Tarihi Gölyazı'ya "parasız" girilmiyor mu?

2022.07.14 18:05 - Son Güncellenme: 2022.07.14 19:01
A

İznik önemli bir örnek aslında.
Tarihi dokusu, gölü ve tarımsal üretim kapasitesi ile ülkenin göz bebeği.
Bu gerçek. 
Rahmetli Kırkpınar Başcazgırı Pele Mehmet'in deyimiyle "gölünde martıların şarkı söylediği bir kent, eski başkent" 
İznik'i çok güzel anlatıyor.
İlave edecek olursak; bir medeniyetin bakiyesi ve inanç  turizmi adına da önemli bir ilçeden söz etmiş olacağız.
Dolayisiyla İznik'ten söz ederken kentleşme tanımını da yöntemlerini de buraya uyarlamak gerekmekte.
Hatta tüm unsurları İznik'i sabit konumda tutarak kriterleri belirlemeliyiz.
Öyle ki; kentler yaşayan organizmalar ve sürekli değişim içinde olan yapılardır.
Ancak İznik gibi kentlerde hassasiyetler farklıdır.
Kimi kentler bu değişim sürecinde geçmişe dair bütün tarihsel yapıları yok ederek daha modern veya çarpık bir kentleşme rolünü üstlenirken kimi kentler ise geçmişten aldığı birikimi koruyarak ve hatta özendirerek kentin tarihini canlı tutmaktadır. Hemen hemen tüm kentlerde geçmişin izlerini andıran ve korunması gerekli tarihsel yapılar bulunmakta. 
Buradan hareketle Gölyazı ile ilgili birkaç kelam etmek gerekmekte.
Gölyazı da normal beldelerden farklı düşünülmesi gereken özel yerdir.
Beldelerin kapatılma kararına ilişkin itirazımızın nedenlerinin başında Gölyazı ve Zeytinbağı gibi beldelerin özel durumları gelmekte.
Çünkü buradaki yönetimlerin halkla etkileşimi ve merkezi idarenin, özellikle tarihi mirasa sahip çıkılması ile ilgili kurumların hassasiyetlerinin canlı tutulması adına kayda değer noktada bulunmaktaydılar.
Beldedeki yönetimin alternatifi olarak ne muhtarlık yeterlidir ne de mahalle temsilcilikleri.
Veyahut üst yönetimlerin salt hakimiyeti de alternatif olamaz.
Gölyazı tarihi bir bölge.
Gölünün dışında yapılaşmasının ve hatta ağaçlarının bile tarihi özellikleri var.
Ağlayan Çınar olarak adlandırılan ağaç bile aslında 747 yıllık.
Bizim kıymetini bilemediğimiz bir köy/mahalle/belde.
Halen de bu huyumuzu korumaya devam ediyoruz.
Köy halkının da payı var şüphesiz, yerel yönetimlerin de.
Şöyle gidip Gölyazı'da birkaç saat dolaşıp insanlarla konuşmanız yeterli bunu anlamak için. 

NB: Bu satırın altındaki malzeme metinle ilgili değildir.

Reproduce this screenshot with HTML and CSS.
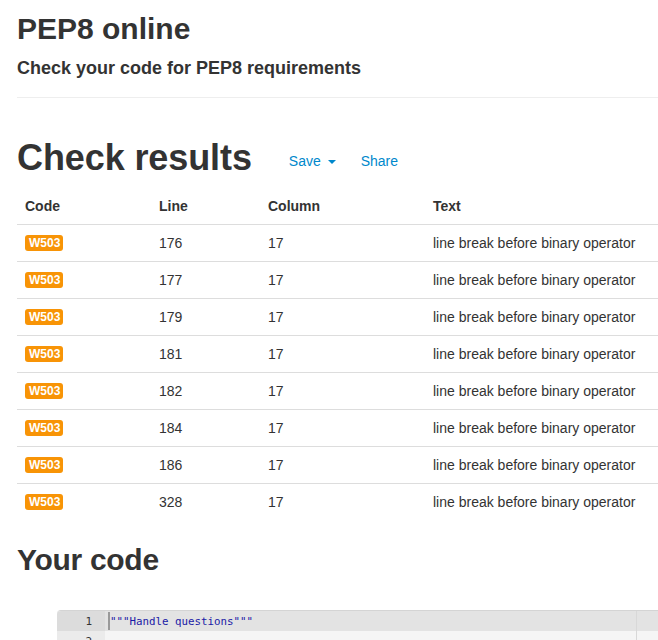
FILE: index.html
```html
<!DOCTYPE html>
<html>
<head>
<meta charset="utf-8">
<title>PEP8 online</title>
<link rel="stylesheet" href="styles.css">
</head>
<body>
<div class="page">
  <div class="page-header">
    <h1 class="title">PEP8 online</h1>
    <h2 class="subtitle">Check your code for PEP8 requirements</h2>
  </div>

  <div class="results-head">
    <h1 class="big">Check results</h1>
    <a class="action" href="#">Save <span class="caret"></span></a>
    <a class="action share" href="#">Share</a>
  </div>

  <table class="results">
    <thead>
      <tr><th class="c-code">Code</th><th class="c-line">Line</th><th class="c-col">Column</th><th>Text</th></tr>
    </thead>
    <tbody>
      <tr><td><span class="label">W503</span></td><td>176</td><td>17</td><td>line break before binary operator</td></tr>
      <tr><td><span class="label">W503</span></td><td>177</td><td>17</td><td>line break before binary operator</td></tr>
      <tr><td><span class="label">W503</span></td><td>179</td><td>17</td><td>line break before binary operator</td></tr>
      <tr><td><span class="label">W503</span></td><td>181</td><td>17</td><td>line break before binary operator</td></tr>
      <tr><td><span class="label">W503</span></td><td>182</td><td>17</td><td>line break before binary operator</td></tr>
      <tr><td><span class="label">W503</span></td><td>184</td><td>17</td><td>line break before binary operator</td></tr>
      <tr><td><span class="label">W503</span></td><td>186</td><td>17</td><td>line break before binary operator</td></tr>
      <tr><td><span class="label">W503</span></td><td>328</td><td>17</td><td>line break before binary operator</td></tr>
    </tbody>
  </table>

  <h1 class="your-code">Your code</h1>

  <div class="editor">
    <div class="ed-line active">
      <div class="gutter">1</div>
      <div class="code"><span class="cursor"></span><span class="str">"""Handle questions"""</span></div>
    </div>
    <div class="ed-line">
      <div class="gutter">2</div>
      <div class="code"></div>
    </div>
    <div class="print-margin"></div>
  </div>
</div>
</body>
</html>
```
FILE: styles.css
```css
html, body {
  margin: 0;
  padding: 0;
  overflow: hidden;
}
body {
  font-family: "Liberation Sans", Arial, sans-serif;
  font-size: 14px;
  line-height: 20px;
  color: #333;
  background: #fff;
}
.page {
  padding-left: 17px;
}
.page-header {
  padding-bottom: 19px;
  border-bottom: 1px solid #eee;
}
.title {
  margin: 12px 0 0;
  font-size: 30px;
  line-height: 33px;
  font-weight: bold;
}
.subtitle {
  margin: 13px 0 0;
  font-size: 18px;
  line-height: 20px;
  font-weight: bold;
}
.results-head {
  display: flex;
  align-items: center;
  margin-top: 40px;
}
.big {
  margin: 0;
  font-size: 36px;
  line-height: 40px;
  font-weight: bold;
  letter-spacing: -0.1px;
}
.action {
  color: #0088cc;
  text-decoration: none;
  font-size: 14px;
  margin-left: 37px;
  margin-top: 6px;
}
.action.share {
  margin-left: 25px;
}
.caret {
  display: inline-block;
  width: 0;
  height: 0;
  margin-left: 3px;
  vertical-align: middle;
  border-top: 4px solid #0088cc;
  border-left: 4px solid transparent;
  border-right: 4px solid transparent;
}
.results {
  margin-top: 10px;
  width: 100%;
  border-collapse: collapse;
  border-spacing: 0;
}
.results th, .results td {
  padding: 8px;
  line-height: 20px;
  text-align: left;
  vertical-align: top;
}
.results th {
  font-weight: bold;
  vertical-align: bottom;
}
.results td {
  border-top: 1px solid #ddd;
}
.c-code { width: 118px; }
.c-line { width: 93px; }
.c-col { width: 149px; }
.label {
  display: inline-block;
  background: #f89406;
  color: #fff;
  font-size: 12px;
  font-weight: bold;
  line-height: 16px;
  padding: 0 3px 0 4px;
  border-radius: 3px;
  vertical-align: middle;
  position: relative;
  top: -1px;
}
.your-code {
  margin: 23px 0 0;
  font-size: 30px;
  line-height: 33px;
  font-weight: bold;
  letter-spacing: -0.3px;
}
.editor {
  position: relative;
  margin: 34px 0 0 40px;
  border-top: 1px solid #d4d4d4;
  border-top-left-radius: 4px;
  overflow: hidden;
  font-family: "DejaVu Sans Mono", monospace;
  font-size: 10.8px;
}
.ed-line {
  display: flex;
  height: 20px;
  line-height: 21px;
}
.gutter {
  width: 48px;
  box-sizing: border-box;
  padding-right: 13px;
  text-align: right;
  background: #ebebeb;
  color: #333;
  font-size: 11px;
}
.code {
  flex: 1;
  background: #f5f5f5;
  position: relative;
  padding-left: 5px;
}
.active .gutter { background: #dcdcdc; }
.active .code { background: #e3e3e3; }
.str { color: #1a1aa6; }
.cursor {
  position: absolute;
  left: 3px;
  top: 1px;
  width: 2px;
  height: 18px;
  background: #999;
}
.print-margin {
  position: absolute;
  top: 0;
  bottom: 0;
  left: 579px;
  width: 1px;
  background: #d8d8d8;
}
```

Ama Glöyazı'ya giderseniz; aracınızın benzinin olması ya da 1-2 çay paranızın olması yeterli değil. 
Daha Gölyazı'ya girerken para vermeye başlıyorsunuz. 
Araç girişinin sınırlı olması adına girişte Burulaş görevlileri ile karşılaşıyorsunuz. 
Burası güzel.
Yani rahat rahat yürüyüş adına araçların sınırlandırılması doğru.
Ama girişte 15 TL araç başına bedel alınması sıkıntı.
Bu doğru değil.
Mantıklı da değil.
Bir düzen sağlama adına alınan sembolik bir bedel de değil.
Hiç de "hoş geldiniz" yaklaşımı değil.
İtici bir tavır.
İmaj zedeleyen bir husus.
Sanki Büyükşehir Belediyesi'nin oradan alacak paraya ihtiyacı var.
Defeten söylüyoruz.
Bunda da ısrar ediyoruz.
Belediye ve iştirakları kar amacı gütmez.
Güdemez.
Kar amacı ile hareket ederse bir gariplik vardır.
Gölyazı Bursa'nın bir değeridir.
Göz bebeğidir.
Buranın imajını üç kuruş para ile eşdeğer hale getirmeyin.
Girişte 15 TL para almadan aynı hizmeti veremez misiniz?